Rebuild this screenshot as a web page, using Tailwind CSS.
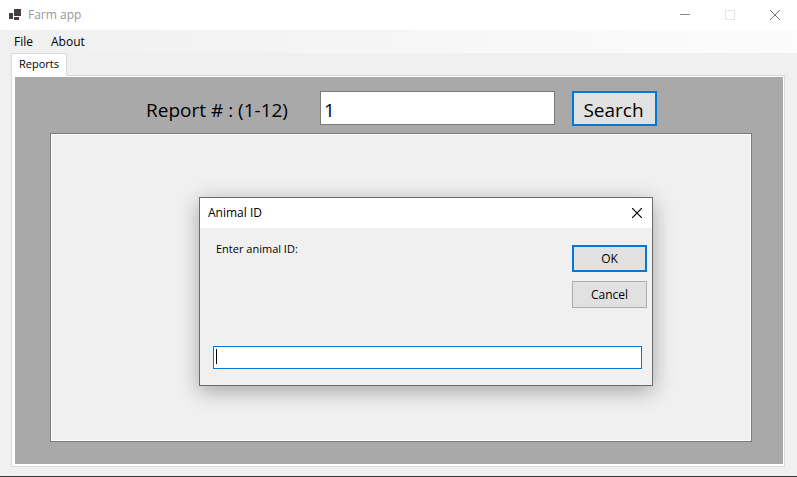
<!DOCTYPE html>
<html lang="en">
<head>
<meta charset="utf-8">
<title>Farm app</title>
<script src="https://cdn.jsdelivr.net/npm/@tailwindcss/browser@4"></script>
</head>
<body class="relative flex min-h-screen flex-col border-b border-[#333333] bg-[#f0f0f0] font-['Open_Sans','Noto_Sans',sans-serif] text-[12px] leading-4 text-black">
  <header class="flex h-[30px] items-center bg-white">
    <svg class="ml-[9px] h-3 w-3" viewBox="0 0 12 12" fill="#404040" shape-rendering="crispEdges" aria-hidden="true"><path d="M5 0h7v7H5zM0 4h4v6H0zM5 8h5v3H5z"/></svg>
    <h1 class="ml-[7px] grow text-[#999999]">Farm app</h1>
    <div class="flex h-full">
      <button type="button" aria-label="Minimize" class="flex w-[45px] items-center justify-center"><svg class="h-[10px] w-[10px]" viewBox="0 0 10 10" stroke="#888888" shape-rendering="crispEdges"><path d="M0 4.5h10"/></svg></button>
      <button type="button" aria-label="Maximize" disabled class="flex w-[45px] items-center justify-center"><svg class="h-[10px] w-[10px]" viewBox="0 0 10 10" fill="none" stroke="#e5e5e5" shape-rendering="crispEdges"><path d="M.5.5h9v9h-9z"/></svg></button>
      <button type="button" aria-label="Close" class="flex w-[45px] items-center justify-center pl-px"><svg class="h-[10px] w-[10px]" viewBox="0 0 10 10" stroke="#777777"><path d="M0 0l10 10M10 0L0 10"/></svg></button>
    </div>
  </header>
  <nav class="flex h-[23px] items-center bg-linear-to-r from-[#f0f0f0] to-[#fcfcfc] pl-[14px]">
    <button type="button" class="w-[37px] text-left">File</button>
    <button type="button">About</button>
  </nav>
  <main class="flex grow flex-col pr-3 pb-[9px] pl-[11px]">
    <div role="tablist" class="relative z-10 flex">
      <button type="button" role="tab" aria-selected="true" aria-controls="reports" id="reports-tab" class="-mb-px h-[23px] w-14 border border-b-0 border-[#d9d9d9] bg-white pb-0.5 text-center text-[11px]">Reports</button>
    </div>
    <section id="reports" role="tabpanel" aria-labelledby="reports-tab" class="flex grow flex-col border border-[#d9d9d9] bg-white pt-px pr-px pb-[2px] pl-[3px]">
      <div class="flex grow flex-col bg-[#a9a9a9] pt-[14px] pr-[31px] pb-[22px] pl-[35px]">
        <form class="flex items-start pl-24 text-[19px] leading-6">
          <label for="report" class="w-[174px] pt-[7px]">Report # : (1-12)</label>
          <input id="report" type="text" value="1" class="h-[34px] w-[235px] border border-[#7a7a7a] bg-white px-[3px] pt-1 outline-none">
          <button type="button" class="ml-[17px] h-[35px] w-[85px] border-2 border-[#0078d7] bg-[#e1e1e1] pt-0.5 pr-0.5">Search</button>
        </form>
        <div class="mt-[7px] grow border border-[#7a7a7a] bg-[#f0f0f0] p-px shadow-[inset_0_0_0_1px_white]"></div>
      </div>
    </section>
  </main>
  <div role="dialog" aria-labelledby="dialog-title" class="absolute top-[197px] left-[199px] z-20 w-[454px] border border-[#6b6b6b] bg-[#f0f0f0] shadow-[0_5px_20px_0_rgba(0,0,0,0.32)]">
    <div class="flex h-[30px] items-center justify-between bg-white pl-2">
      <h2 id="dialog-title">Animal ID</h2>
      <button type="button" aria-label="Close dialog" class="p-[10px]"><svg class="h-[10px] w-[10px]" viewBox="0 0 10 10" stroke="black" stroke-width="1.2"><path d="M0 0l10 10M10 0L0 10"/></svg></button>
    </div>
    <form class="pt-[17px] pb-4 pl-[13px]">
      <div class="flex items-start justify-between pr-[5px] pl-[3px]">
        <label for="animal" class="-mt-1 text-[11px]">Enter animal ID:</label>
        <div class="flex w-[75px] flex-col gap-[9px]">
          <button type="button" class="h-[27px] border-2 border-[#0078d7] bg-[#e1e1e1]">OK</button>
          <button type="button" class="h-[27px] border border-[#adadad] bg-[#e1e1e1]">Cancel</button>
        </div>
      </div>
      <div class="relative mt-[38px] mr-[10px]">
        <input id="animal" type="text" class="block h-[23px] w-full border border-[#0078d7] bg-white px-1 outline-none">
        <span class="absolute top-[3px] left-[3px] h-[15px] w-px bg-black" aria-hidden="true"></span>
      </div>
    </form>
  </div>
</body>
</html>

▶ **Requirements**
Send back the data above word for word, with the pictures left out.

▶ **The output**
Rebuild this screenshot as a web page, using Tailwind CSS.
<!DOCTYPE html>
<html lang="en">
<head>
<meta charset="utf-8">
<title>Farm app</title>
<script src="https://cdn.jsdelivr.net/npm/@tailwindcss/browser@4"></script>
</head>
<body class="relative flex min-h-screen flex-col border-b border-[#333333] bg-[#f0f0f0] font-['Open_Sans','Noto_Sans',sans-serif] text-[12px] leading-4 text-black">
  <header class="flex h-[30px] items-center bg-white">
    <svg class="ml-[9px] h-3 w-3" viewBox="0 0 12 12" fill="#404040" shape-rendering="crispEdges" aria-hidden="true"><path d="M5 0h7v7H5zM0 4h4v6H0zM5 8h5v3H5z"/></svg>
    <h1 class="ml-[7px] grow text-[#999999]">Farm app</h1>
    <div class="flex h-full">
      <button type="button" aria-label="Minimize" class="flex w-[45px] items-center justify-center"><svg class="h-[10px] w-[10px]" viewBox="0 0 10 10" stroke="#888888" shape-rendering="crispEdges"><path d="M0 4.5h10"/></svg></button>
      <button type="button" aria-label="Maximize" disabled class="flex w-[45px] items-center justify-center"><svg class="h-[10px] w-[10px]" viewBox="0 0 10 10" fill="none" stroke="#e5e5e5" shape-rendering="crispEdges"><path d="M.5.5h9v9h-9z"/></svg></button>
      <button type="button" aria-label="Close" class="flex w-[45px] items-center justify-center pl-px"><svg class="h-[10px] w-[10px]" viewBox="0 0 10 10" stroke="#777777"><path d="M0 0l10 10M10 0L0 10"/></svg></button>
    </div>
  </header>
  <nav class="flex h-[23px] items-center bg-linear-to-r from-[#f0f0f0] to-[#fcfcfc] pl-[14px]">
    <button type="button" class="w-[37px] text-left">File</button>
    <button type="button">About</button>
  </nav>
  <main class="flex grow flex-col pr-3 pb-[9px] pl-[11px]">
    <div role="tablist" class="relative z-10 flex">
      <button type="button" role="tab" aria-selected="true" aria-controls="reports" id="reports-tab" class="-mb-px h-[23px] w-14 border border-b-0 border-[#d9d9d9] bg-white pb-0.5 text-center text-[11px]">Reports</button>
    </div>
    <section id="reports" role="tabpanel" aria-labelledby="reports-tab" class="flex grow flex-col border border-[#d9d9d9] bg-white pt-px pr-px pb-[2px] pl-[3px]">
      <div class="flex grow flex-col bg-[#a9a9a9] pt-[14px] pr-[31px] pb-[22px] pl-[35px]">
        <form class="flex items-start pl-24 text-[19px] leading-6">
          <label for="report" class="w-[174px] pt-[7px]">Report # : (1-12)</label>
          <input id="report" type="text" value="1" class="h-[34px] w-[235px] border border-[#7a7a7a] bg-white px-[3px] pt-1 outline-none">
          <button type="button" class="ml-[17px] h-[35px] w-[85px] border-2 border-[#0078d7] bg-[#e1e1e1] pt-0.5 pr-0.5">Search</button>
        </form>
        <div class="mt-[7px] grow border border-[#7a7a7a] bg-[#f0f0f0] p-px shadow-[inset_0_0_0_1px_white]"></div>
      </div>
    </section>
  </main>
  <div role="dialog" aria-labelledby="dialog-title" class="absolute top-[197px] left-[199px] z-20 w-[454px] border border-[#6b6b6b] bg-[#f0f0f0] shadow-[0_5px_20px_0_rgba(0,0,0,0.32)]">
    <div class="flex h-[30px] items-center justify-between bg-white pl-2">
      <h2 id="dialog-title">Animal ID</h2>
      <button type="button" aria-label="Close dialog" class="p-[10px]"><svg class="h-[10px] w-[10px]" viewBox="0 0 10 10" stroke="black" stroke-width="1.2"><path d="M0 0l10 10M10 0L0 10"/></svg></button>
    </div>
    <form class="pt-[17px] pb-4 pl-[13px]">
      <div class="flex items-start justify-between pr-[5px] pl-[3px]">
        <label for="animal" class="-mt-1 text-[11px]">Enter animal ID:</label>
        <div class="flex w-[75px] flex-col gap-[9px]">
          <button type="button" class="h-[27px] border-2 border-[#0078d7] bg-[#e1e1e1]">OK</button>
          <button type="button" class="h-[27px] border border-[#adadad] bg-[#e1e1e1]">Cancel</button>
        </div>
      </div>
      <div class="relative mt-[38px] mr-[10px]">
        <input id="animal" type="text" class="block h-[23px] w-full border border-[#0078d7] bg-white px-1 outline-none">
        <span class="absolute top-[3px] left-[3px] h-[15px] w-px bg-black" aria-hidden="true"></span>
      </div>
    </form>
  </div>
</body>
</html>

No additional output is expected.